The argument from Gallagher, other city officials and watchdog groups is not that police officers and firefighters don’t get hurt or that injured personnel should be denied benefits. Rather, it’s that it seems suspicious to give so many medical retirements to those able to work until standard retirement age.

“This has come to be known as `Chief’s Disease,”‘ said Adam Summers, a policy analyst for the Los Angeles-based Reason Foundation, a libertarian-leaning think tank. “The idea is that in the final year of working, they claim a disability and end up with greater benefits upon retirement.”

Police officers and firefighters reach their maximum pension benefit – 90 percent of their annual pay – after reaching age 50 or 55 and putting in at least 30 years of service.

In San Bernardino, former Police Chief Michael Billdt retired in 2009 after nearly 33 years with the department, then applied for a medical retirement last March. The city has hired an outside lawyer to investigate the case.

“To the critics of this, I’d say strap on a gun and a badge for 30 years,” Billdt said.

Ed Faunce, a Fallbook attorney who specializes in workplace disability issues, said public safety personnel who retire at 55 could be doing so because of chronic ailments that make work intolerable.

“If (an officer) takes his pension at 55, he could have worked making a full salary for another maybe 10 or 15 years,” Faunce said. “But what role did the constant low back pain … have in driving him to make the decision to take that retirement at the first chance he gets?”

Faunce also said the medical retirement system is “geared to make it hard” and that if it weren’t, many more public safety employees would receive medical retirements.

“I think there are a lot who don’t ask for (a medical retirement) who could qualify for it,” he said. “People don’t want to be associated with the sick, lame and lazy detail. They just suck it up and go to work.”

Disability retirement was created to keep police officers and firefighters from working when they were physically unable to perform their duties, Faunce said. The idea is to avoid keeping injured personnel on the payroll once they can no longer do genuine public safety work.

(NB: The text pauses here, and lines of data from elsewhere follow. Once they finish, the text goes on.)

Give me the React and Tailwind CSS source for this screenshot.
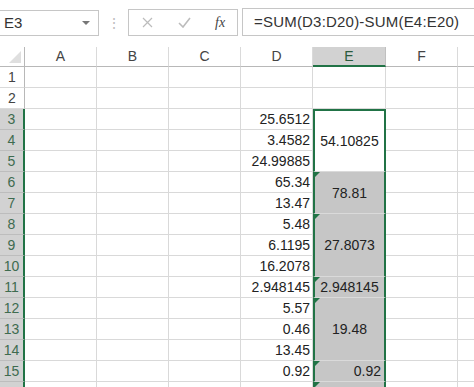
import React from "react";

const dValues = {
  3: "25.6512",
  4: "3.4582",
  5: "24.99885",
  6: "65.34",
  7: "13.47",
  8: "5.48",
  9: "6.1195",
  10: "16.2078",
  11: "2.948145",
  12: "5.57",
  13: "0.46",
  14: "13.45",
  15: "0.92",
};

// merged blocks in column E, keyed by start row
const eCells = {
  1: { span: "", text: "" },
  2: { span: "", text: "" },
  3: { span: "row-span-3", text: "54.10825", active: true },
  6: { span: "row-span-2", text: "78.81", tri: true },
  8: { span: "row-span-3", text: "27.8073", tri: true },
  11: { span: "", text: "2.948145", tri: true },
  12: { span: "row-span-3", text: "19.48", tri: true },
  15: { span: "", text: "0.92", tri: true, right: true },
  16: { span: "", text: "", tri: true },
};

const rows = Array.from({ length: 16 }, (_, i) => i + 1);

function Tri() {
  return (
    <span className="absolute top-0 left-0 w-0 h-0 border-t-[5px] border-r-[5px] border-t-[#217346] border-r-transparent" />
  );
}

function ECell({ row, cell }) {
  if (row < 3) {
    return <div className="border-r border-b border-[#d9d9d9]" />;
  }
  const bg = cell.active ? "bg-white" : "bg-[#c6c6c6]";
  const top = row === 3 ? "border-t-2 border-t-[#217346]" : "";
  return (
    <div
      className={`relative ${cell.span} ${bg} ${top} border-x-2 border-x-[#217346] border-b border-b-[#dadada] flex items-center ${
        cell.right ? "justify-end pr-[3px]" : "justify-center"
      }`}
    >
      {cell.tri && <Tri />}
      <span className="text-[14px] text-[#222] leading-none">{cell.text}</span>
    </div>
  );
}

export default function App() {
  return (
    <div
      className="w-[474px] h-[387px] overflow-hidden bg-white text-[#222]"
      style={{ fontFamily: '"Liberation Sans", Arial, sans-serif' }}
    >
      {/* formula bar */}
      <div className="h-[47px] flex items-start pt-[9px]">
        <div className="-ml-px mt-px w-[100px] h-[26px] border border-[#c6c6c6] flex items-center justify-between pl-[4px] pr-[8px]">
          <span className="text-[15px] text-[#333]">E3</span>
          <span className="w-0 h-0 border-x-[4px] border-t-[4px] border-x-transparent border-t-[#777]" />
        </div>
        <div className="w-[29px] h-[27px] flex items-center justify-center text-[#bdbdbd] text-[14px] leading-none">
          ⋮
        </div>
        <div className="w-[110px] h-[27px] border border-[#c6c6c6] flex items-center pl-[12px]">
          <svg width="11" height="11" viewBox="0 0 11 11" className="ml-[1px]">
            <path d="M1 1L10 10M10 1L1 10" stroke="#bcbcbc" strokeWidth="1.2" fill="none" />
          </svg>
          <svg width="13" height="11" viewBox="0 0 13 11" className="ml-[25px]">
            <path d="M1 6L5 10L12 1" stroke="#bcbcbc" strokeWidth="1.6" fill="none" />
          </svg>
          <span
            className="ml-[24px] text-[14px] italic text-[#444]"
            style={{ fontFamily: '"Liberation Serif", serif' }}
          >
            fx
          </span>
        </div>
        <div className="ml-[4px] flex-1 h-[28px] -mt-px border border-r-0 border-[#c6c6c6] flex items-center pl-[11px]">
          <span className="text-[15px] text-[#333] tracking-[0.2px]">=SUM(D3:D20)-SUM(E4:E20)</span>
        </div>
      </div>

      {/* sheet grid */}
      <div className="grid grid-cols-[25px_72px_72px_72px_72px_73px_72px_1fr] grid-rows-[20px_repeat(16,21px)]">
        {/* header row */}
        <div className="relative border-r border-b border-[#b8b8b8] bg-white">
          <svg width="12" height="12" viewBox="0 0 12 12" className="absolute right-[3px] bottom-[3px]">
            <path d="M12 0L12 12L0 12Z" fill="#dfdfdf" />
          </svg>
        </div>
        {["A", "B", "C", "D"].map((c) => (
          <div
            key={c}
            className="border-r border-b border-r-[#dadada] border-b-[#b8b8b8] flex items-center justify-center text-[14px] text-[#444]"
          >
            {c}
          </div>
        ))}
        <div className="bg-[#d2d2d2] border-r border-r-[#c0c0c0] border-b-2 border-b-[#217346] flex items-center justify-center text-[14px] text-[#2a5a3c]">
          E
        </div>
        <div className="border-r border-b border-r-[#dadada] border-b-[#b8b8b8] flex items-center justify-center text-[14px] text-[#444]">
          F
        </div>
        <div className="border-b border-b-[#b8b8b8]" />

        {rows.map((r) => {
          const sel = r >= 3;
          return (
            <React.Fragment key={r}>
              <div
                className={`flex items-center justify-center text-[14px] border-b ${
                  sel
                    ? "bg-[#d2d2d2] text-[#3e6b4f] border-r-2 border-r-[#217346] border-b-[#bdbdbd]"
                    : "bg-white text-[#444] border-r border-r-[#b8b8b8] border-b-[#dadada]"
                }`}
              >
                {r < 16 ? r : ""}
              </div>
              <div className="border-r border-b border-[#d9d9d9]" />
              <div className="border-r border-b border-[#d9d9d9]" />
              <div className="border-r border-b border-[#d9d9d9]" />
              <div className="border-r border-b border-[#d9d9d9] flex items-center justify-end pr-[2px] text-[14px] text-[#222]">
                {dValues[r] || ""}
              </div>
              {eCells[r] && <ECell row={r} cell={eCells[r]} />}
              <div className="border-r border-b border-[#d9d9d9]" />
              <div className="border-b border-[#d9d9d9]" />
            </React.Fragment>
          );
        })}
      </div>
    </div>
  );
}
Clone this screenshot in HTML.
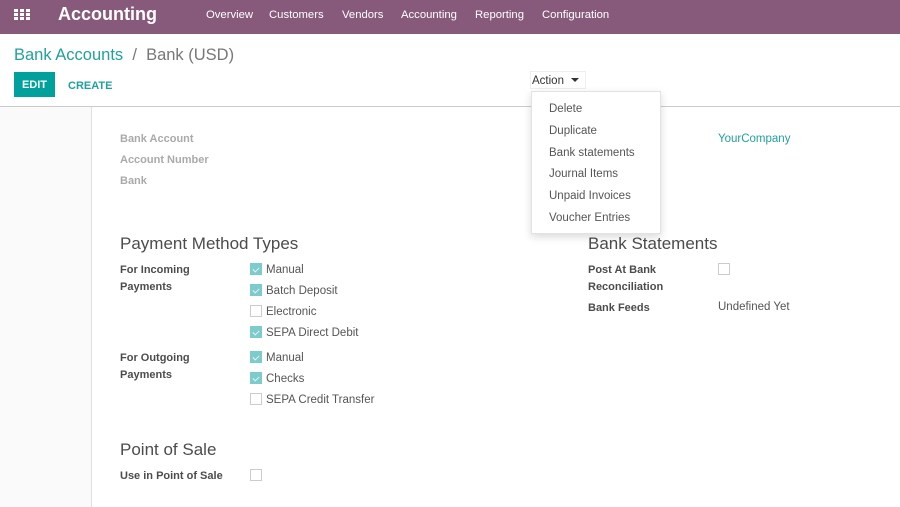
<!DOCTYPE html>
<html><head><meta charset="utf-8"><style>
*{margin:0;padding:0;box-sizing:border-box}
body{width:900px;height:507px;overflow:hidden;background:#fff;font-family:"Liberation Sans",sans-serif;position:relative;color:#4c4c4c}
.a{position:absolute;white-space:nowrap}
.nav{position:absolute;left:0;top:0;width:900px;height:34px;background:#875a7b}
.nav .m{color:#fff;font-size:11.3px;top:9px}
.lbl{font-size:11px;font-weight:bold;color:#4c4c4c;line-height:17px}
.gl{font-size:11px;font-weight:bold;color:#aaa}
.v{font-size:11.5px;color:#555}
.h{font-size:17px;color:#4c4c4c}
.cb{position:absolute;width:12px;height:12px;border:1px solid #ccc;background:#fff}
.cb.on{background:#7dcbcb;border-color:#7dcbcb}
.cb.on:after{content:"";position:absolute;left:3px;top:2px;width:3px;height:5px;border:solid #e8f7f7;border-width:0 1px 1px 0;transform:rotate(45deg)}
.dd{font-size:11.5px;color:#555}
</style></head><body>
<div class="nav">
  <div class="a" style="left:14px;top:9px;width:16px;height:12px;display:grid;grid-template-columns:repeat(3,4px);grid-template-rows:repeat(3,3px);gap:1px 2px">
    <i style="background:#fff"></i><i style="background:#fff"></i><i style="background:#fff"></i><i style="background:#fff"></i><i style="background:#fff"></i><i style="background:#fff"></i><i style="background:#fff"></i><i style="background:#fff"></i><i style="background:#fff"></i>
  </div>
  <div class="a" style="left:58px;top:4px;color:#fff;font-size:18px;font-weight:bold">Accounting</div>
  <div class="a m" style="left:206px">Overview</div>
  <div class="a m" style="left:269px">Customers</div>
  <div class="a m" style="left:342px">Vendors</div>
  <div class="a m" style="left:401px">Accounting</div>
  <div class="a m" style="left:475px">Reporting</div>
  <div class="a m" style="left:542px">Configuration</div>
</div>
<div class="a" style="left:14px;top:46px;font-size:16.5px"><span style="color:#21a09e">Bank Accounts</span><span style="color:#777"> &nbsp;/&nbsp; Bank (USD)</span></div>
<div class="a" style="left:14px;top:72px;width:41px;height:25px;background:#00a09d;color:#fff;font-size:11px;font-weight:bold;text-align:center;line-height:26px">EDIT</div>
<div class="a" style="left:68px;top:80px;color:#21a09e;font-size:11px;font-weight:bold">CREATE</div>
<div class="a" style="left:530px;top:71px;width:56px;height:18px;border:1px solid #eee;font-size:11.5px;color:#333;padding:3px 0 0 1px">Action <span style="display:inline-block;width:0;height:0;border-left:4px solid transparent;border-right:4px solid transparent;border-top:4px solid #333;vertical-align:2px;margin-left:4px"></span></div>
<div class="a" style="left:0;top:106px;width:900px;height:1px;background:#ccc"></div>
<div class="a" style="left:0;top:107px;width:92px;height:400px;background:#fafafa;border-right:1px solid #dde"></div>
<div class="gl a" style="left:120px;top:133px">Bank Account</div>
<div class="gl a" style="left:120px;top:154px">Account Number</div>
<div class="gl a" style="left:120px;top:175px">Bank</div>
<div class="a" style="left:718px;top:133px;color:#21a09e;font-size:11.5px">YourCompany</div>
<div class="a h" style="left:120px;top:234px">Payment Method Types</div>
<div class="a lbl" style="left:120px;top:262px">For Incoming<br>Payments</div>
<div class="cb on" style="left:250px;top:263px"></div><div class="a v" style="left:266px;top:264px">Manual</div>
<div class="cb on" style="left:250px;top:284px"></div><div class="a v" style="left:266px;top:285px">Batch Deposit</div>
<div class="cb" style="left:250px;top:305px"></div><div class="a v" style="left:266px;top:306px">Electronic</div>
<div class="cb on" style="left:250px;top:326px"></div><div class="a v" style="left:266px;top:327px">SEPA Direct Debit</div>
<div class="a lbl" style="left:120px;top:350px">For Outgoing<br>Payments</div>
<div class="cb on" style="left:250px;top:351px"></div><div class="a v" style="left:266px;top:352px">Manual</div>
<div class="cb on" style="left:250px;top:372px"></div><div class="a v" style="left:266px;top:373px">Checks</div>
<div class="cb" style="left:250px;top:393px"></div><div class="a v" style="left:266px;top:394px">SEPA Credit Transfer</div>
<div class="a h" style="left:120px;top:440px">Point of Sale</div>
<div class="a lbl" style="left:120px;top:468px">Use in Point of Sale</div>
<div class="cb" style="left:250px;top:469px"></div>
<div class="a h" style="left:588px;top:234px">Bank Statements</div>
<div class="a lbl" style="left:588px;top:262px">Post At Bank<br>Reconciliation</div>
<div class="cb" style="left:718px;top:263px"></div>
<div class="a lbl" style="left:588px;top:300px">Bank Feeds</div>
<div class="a v" style="left:718px;top:301px">Undefined Yet</div>
<div class="a" style="left:531px;top:91px;width:130px;height:143px;background:#fff;border:1px solid #e2e2e2;box-shadow:0 3px 8px rgba(0,0,0,.15)">
  <div class="a dd" style="left:17px;top:11px">Delete</div>
  <div class="a dd" style="left:17px;top:33px">Duplicate</div>
  <div class="a dd" style="left:17px;top:55px">Bank statements</div>
  <div class="a dd" style="left:17px;top:76px">Journal Items</div>
  <div class="a dd" style="left:17px;top:98px">Unpaid Invoices</div>
  <div class="a dd" style="left:17px;top:120px">Voucher Entries</div>
</div>
</body></html>
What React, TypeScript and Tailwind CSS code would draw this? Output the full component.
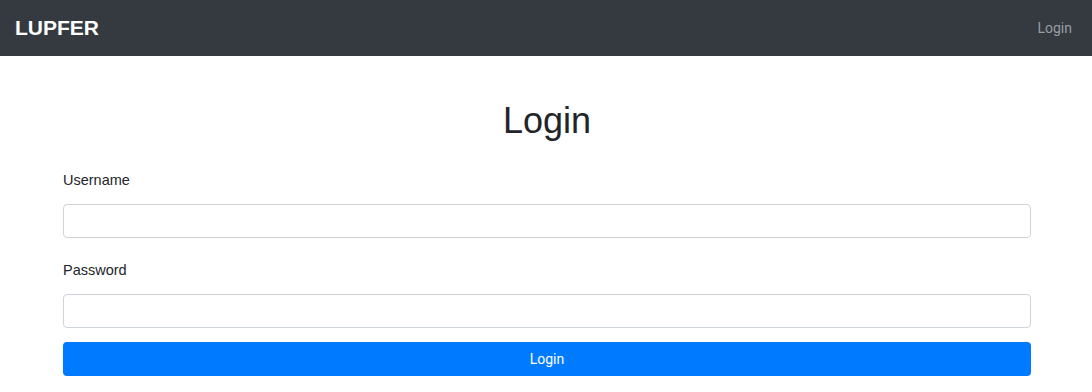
export default function App() {
  return (
    <div className="min-h-screen bg-white font-['Liberation_Sans',Arial,sans-serif] text-[#212529]">
      <nav className="flex h-14 items-center justify-between bg-[#343a40] pl-[15px] pr-5">
        <a href="#" className="text-[21px] font-bold text-white">
          LUPFER
        </a>
        <a href="#" className="font-['Roboto',sans-serif] text-[14px] text-[#9a9da0]">
          Login
        </a>
      </nav>
      <div className="pl-[63px] pr-[61px]">
        <h1 className="mt-[41px] mb-[23px] text-center text-[36px] leading-[48px]">Login</h1>
        <form>
          <label className="mb-3 block text-[14.5px] leading-6">Username</label>
          <input
            type="text"
            className="block h-[34px] w-full rounded border border-[#ced4da] px-3"
          />
          <label className="mt-5 mb-3 block text-[14.5px] leading-6">Password</label>
          <input
            type="password"
            className="block h-[34px] w-full rounded border border-[#ced4da] px-3"
          />
          <button
            type="button"
            className="mt-[14px] block h-[34px] w-full rounded bg-[#007bff] font-['Roboto',sans-serif] text-[14px] text-white"
          >
            Login
          </button>
        </form>
      </div>
    </div>
  );
}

“Otherwise, you’re going to be paying a full-salary police officer to write reports,” Faunce said. “The cost to the employer goes up and the taxpayer has to foot the bill.”

The system might have good intentions, said the Reason Foundation’s Summers, but the percentage of medical retirements in some agencies raises questions about the process. In 2009, three of six Redlands police officers, 10 of 20 San Bernardino police officers and four of five Fontana police officers took medical retirements.

“It suggests there’s a little bit of fraud, or at least evidence of something untoward or gaming the system,” Summers said. “It’s suggesting the injuries they’re claiming are not as debilitating as we’re being led to believe.”

In San Bernardino, about 46 percent of city police and firefighters who retired since 2000 received a medical retirement. Councilman Fred Shorett said it’s not necessarily a sign of malfeasance, but he also said he’d like the city to look into the number of medical retirements being granted.

“I think when it’s around 50 percent, there’s something that doesn’t look exactly right,” he said. “You wouldn’t find that in the private sector.”

And San Bernardino, unlike some jurisdictions, sometimes challenges medical retirement applications. In Redlands, Gallagher said the city has not rejected a medical retirement claim in the four and a half years he’s been on the council.

“Even though the council would object at times … counsel said, `You will fight this and you will spend money on fighting this and you will lose,”‘ Gallagher said. “Not only that, the argument is that it doesn’t cost the city anything.”

But Shorett and San Bernardino City Attorney James F. Penman said medical retirements do cost taxpayers.

“The effect on the taxpayer is that the disability retirements for safety (employees) is … 50 percent tax free,” Penman said. “Other taxpayers are subsidizing them.”

Shorett said the tax break costs the state and federal government, which in turn costs everyone.

“If it’s costing the government, it’s costing us,” he said.